En Avignon, les morts sont si nombreux que le pape bénit le Rhône ou on jette les morts.
A propos, savez-vous que le terme « croque-mort » vient du « croc » une sorte de longue pince qui servait à tirer les pestiférés.
Après cette grande peste, le monde sera profondément modifié. Ce sera l’époque de la Réforme, de la Renaissance, le rapport à l’argent évolue, prémices du capitalisme. Cette pandémie en a-t-elle été une cause ?
Les autorités, tout d’abord dans l’attentisme, prennent par la suite des mesures drastiques pour limiter la propagation de la maladie.
Assurer la sécurité sanitaire des citoyens est la responsabilité des dirigeants. C’était déjà une préoccupation dans l’Empire romain comme en témoignent des pièces de monnaie à l’effigie d’Esculape.
Lors de la peste de 1720, on construit des murs à Marseille, véritables cordons sanitaires.
Les incertitudes dues à la maladie qui se propage et dont les virus mutent rapidement laissent peu de place à l’anticipation et imposent des décisions rapides impliquant une restriction des libertés. Cela génère un stress collectif et des épisodes de révolte.
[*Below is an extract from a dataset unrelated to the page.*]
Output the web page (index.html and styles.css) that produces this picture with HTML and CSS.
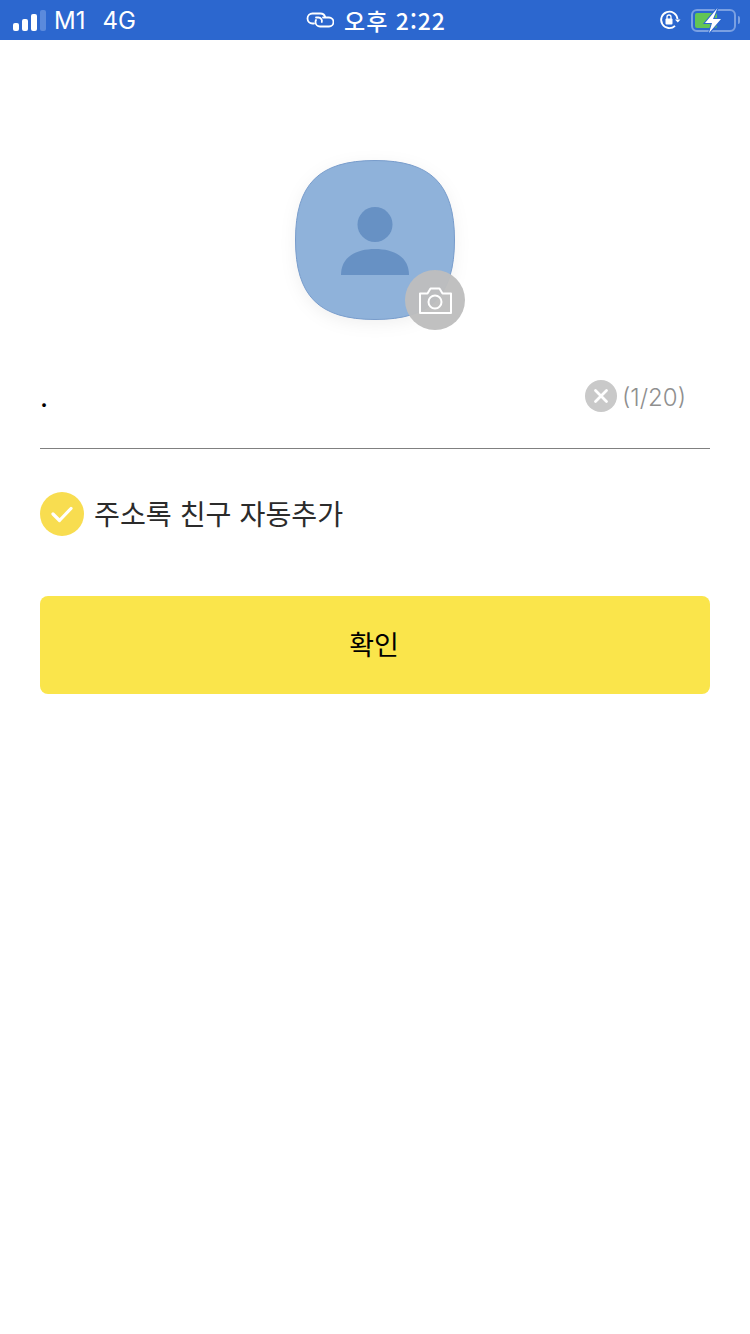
FILE: index.html
```html
<!DOCTYPE html>
<html lang="ko">
<head>
  <meta charset="UTF-8">
  <meta name="viewport" content="width=device-width, initial-scale=1">
  <title>프로필 설정</title>
  <link rel="stylesheet" href="styles.css">
</head>
<body>

<header class="status-bar">
  <div class="status-left">
    <span class="signal">
      <i class="s1"></i><i class="s2"></i><i class="s3"></i><i class="s4"></i>
    </span>
    <span class="carrier">M1</span>
    <span class="network">4G</span>
  </div>
  <div class="status-center">
    <svg class="link-icon" width="28" height="18" viewBox="0 0 28 18" fill="none" stroke="#fff" stroke-width="1.8" stroke-linecap="round">
      <path d="M8 12.500H6.500a5 5 0 0 1 0-10h8a5 5 0 0 1 4.700 3.500"/>
      <path d="M10 6.500h2.500a3.500 3.500 0 0 1 3.300 4.500"/>
      <path d="M17 6.500h6a4.500 4.500 0 0 1 0 9h-9a4.500 4.500 0 0 1-4.500-4.500 4.500 4.500 0 0 1 .5-2"/>
    </svg>
    <span class="clock">오후 2:22</span>
  </div>
  <div class="status-right">
    <svg class="lock-icon" width="22" height="22" viewBox="0 0 22 22" fill="none">
      <path d="M18.500 10a8.200 8.200 0 1 0-2.500 6.800" stroke="#fff" stroke-width="1.800"/>
      <path d="M16 10.500h5.500l-2.700 3z" fill="#fff"/>
      <rect x="6.500" y="9.500" width="7" height="6" rx="1" fill="#fff"/>
      <path d="M8 10V8a2 2 0 0 1 4 0v2" stroke="#fff" stroke-width="1.300"/>
    </svg>
    <span class="battery">
      <span class="battery-fill"></span>
      <svg class="bolt" width="18" height="26" viewBox="0 0 18 26">
        <path d="M12.500 1 0 16H7L4 26 16 12H8z" fill="#fff" stroke="#2c67cf" stroke-width="2" paint-order="stroke"/>
      </svg>
    </span>
    <span class="battery-cap"></span>
  </div>
</header>

<main class="content">
  <div class="avatar">
    <svg class="avatar-shape" width="160" height="160" viewBox="0 0 160 160">
      <path d="M80 .5C136 .5 159.500 24 159.500 80S136 159.500 80 159.500.5 136 .5 80 24 .5 80 .5z" fill="#8fb2da" stroke="#789ccb" stroke-width="1"/>
      <circle cx="80" cy="64.500" r="17.500" fill="#6791c4"/>
      <path d="M46 115c0-18 15-26 34-26s34 8 34 26z" fill="#6791c4"/>
    </svg>
    <span class="camera-btn">
      <svg width="34" height="30" viewBox="0 0 34 30" fill="none" stroke="#fff" stroke-width="2">
        <path d="M2 8.500h7.500l3-5h9l3 5H33v19.500H2z" stroke-linejoin="round"/>
        <circle cx="17" cy="17" r="6.500"/>
      </svg>
    </span>
  </div>

  <div class="name-field">
    <span class="name-value">.</span>
    <div class="name-tools">
      <span class="clear-btn">
        <svg width="16" height="16" viewBox="0 0 16 16" stroke="#fff" stroke-width="2.800" stroke-linecap="round">
          <path d="M2.500 2.500l11 11M13.500 2.500l-11 11"/>
        </svg>
      </span>
      <span class="count">(1/20)</span>
    </div>
  </div>

  <label class="auto-add">
    <span class="check">
      <svg width="26" height="20" viewBox="0 0 26 20" fill="none" stroke="#fff" stroke-width="3.200" stroke-linecap="round" stroke-linejoin="round">
        <path d="M4 10l6.500 6.500L22 4.500"/>
      </svg>
    </span>
    <span class="auto-add-text">주소록 친구 자동추가</span>
  </label>

  <button class="confirm-btn" type="button">확인</button>
</main>

</body>
</html>
```

FILE: styles.css
```css
* {
  box-sizing: border-box;
}
body {
  margin: 0;
  width: 750px;
  height: 1334px;
  background-color: #fff;
  font-family: 'Noto Sans CJK KR', 'Inter', sans-serif;
  overflow: hidden;
}

/* status bar */
.status-bar {
  height: 40px;
  background-color: #2c67cf;
  color: #fff;
  display: grid;
  grid-template-columns: 1fr auto 1fr;
  align-items: center;
  padding: 0 10px 0 13px;
}
.status-left {
  display: flex;
  align-items: center;
  font-family: 'Inter', 'Liberation Sans', sans-serif;
  font-size: 24px;
}
.signal {
  display: flex;
  align-items: flex-end;
  gap: 3px;
  height: 21px;
  margin-right: 8px;
}
.signal i {
  display: block;
  width: 6px;
  border-radius: 2px;
  background-color: #fff;
}
.signal .s1 { height: 8px; }
.signal .s2 { height: 12px; }
.signal .s3 { height: 17px; }
.signal .s4 { height: 21px; background-color: #5b8adc; }
.network {
  margin-left: 17px;
}
.status-center {
  display: flex;
  align-items: center;
  gap: 10px;
  margin-left: -1px;
}
.clock {
  font-size: 23px;
  font-weight: 500;
  letter-spacing: 1px;
  line-height: 40px;
}
.status-right {
  display: flex;
  align-items: center;
  justify-content: flex-end;
}
.lock-icon {
  margin-right: 10px;
}
.battery {
  position: relative;
  width: 45px;
  height: 23px;
  border: 2px solid #7aa0e2;
  border-radius: 6px;
  padding: 2px;
}
.battery-fill {
  display: block;
  width: 22px;
  height: 15px;
  border-radius: 2px;
  background-color: #62c554;
}
.bolt {
  position: absolute;
  left: 12px;
  top: -4px;
  overflow: visible;
}
.battery-cap {
  width: 2px;
  height: 8px;
  margin-left: 2px;
  border-radius: 0 2px 2px 0;
  background-color: #7aa0e2;
}

/* form */
.content {
  padding: 120px 40px 0;
}
.avatar {
  position: relative;
  width: 160px;
  height: 160px;
  margin: 0 auto;
}
.avatar-shape {
  display: block;
  filter: drop-shadow(0 4px 8px rgba(0,0,0,0.06));
}
.camera-btn {
  position: absolute;
  left: 110px;
  top: 110px;
  width: 60px;
  height: 60px;
  border-radius: 50%;
  background-color: rgba(189,189,189,0.96);
  display: flex;
  align-items: center;
  justify-content: center;
}
.name-field {
  display: flex;
  justify-content: space-between;
  height: 69px;
  margin-top: 60px;
  padding-right: 24px;
  border-bottom: 1px solid #808080;
}
.name-value {
  font-family: 'Inter', 'Liberation Sans', sans-serif;
  font-size: 28px;
  line-height: 34px;
  color: #000;
}
.name-tools {
  display: flex;
  align-items: flex-start;
  gap: 5px;
}
.clear-btn {
  width: 32px;
  height: 32px;
  border-radius: 50%;
  background-color: #c9c9c9;
  display: flex;
  align-items: center;
  justify-content: center;
}
.count {
  font-family: 'Inter', 'Liberation Sans', sans-serif;
  font-size: 24px;
  font-weight: 300;
  line-height: 35px;
  color: #8f8f8f;
}
.auto-add {
  display: flex;
  align-items: center;
  gap: 10px;
  margin-top: 43px;
}
.check {
  width: 44px;
  height: 44px;
  border-radius: 50%;
  background-color: #f8dd50;
  display: flex;
  align-items: center;
  justify-content: center;
}
.auto-add-text {
  font-size: 28.2px;
  line-height: 42px;
  margin-bottom: 2px;
  color: #2b2b2b;
}
.confirm-btn {
  display: block;
  width: 100%;
  height: 98px;
  margin-top: 60px;
  padding: 0 2px 4px 0;
  border: none;
  border-radius: 8px;
  background-color: #fae54b;
  color: #000;
  font-family: inherit;
  font-size: 27px;
}
```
On va chercher des boucs émissaires parmi les « populations différentes » : ce furent souvent les lépreux, puis les juifs. Avec ces derniers, on faisait d’une pierre deux coups : ils étaient souvent banquiers : en les éliminant, on effaçait les dettes.
Les pandémies sont des moments propices au développement de complots. Déjà, durant la grippe espagnole en 1918, il y eut aux USA des « anti mask meeting », comme durant la Covid-19.
Les rumeurs les plus folles se propagent. Les allemands auraient propagé le virus de la grippe espagnole via des boites de conserve : la 1ère guerre bactériologique en somme.
Même à notre époque où les causes de la propagation des virus sont comprises, ces pandémies sont toujours anxiogènes car c’est un ennemi invisible et sournois.
Synthèse de la conférence éponyme organisée à Lamorlaye (Oise) le 21 mai 2022.
Un buffet, accompagné d’une séance de dédicaces du livre de notre intervenant Stanis Perez, a clos cette conférence.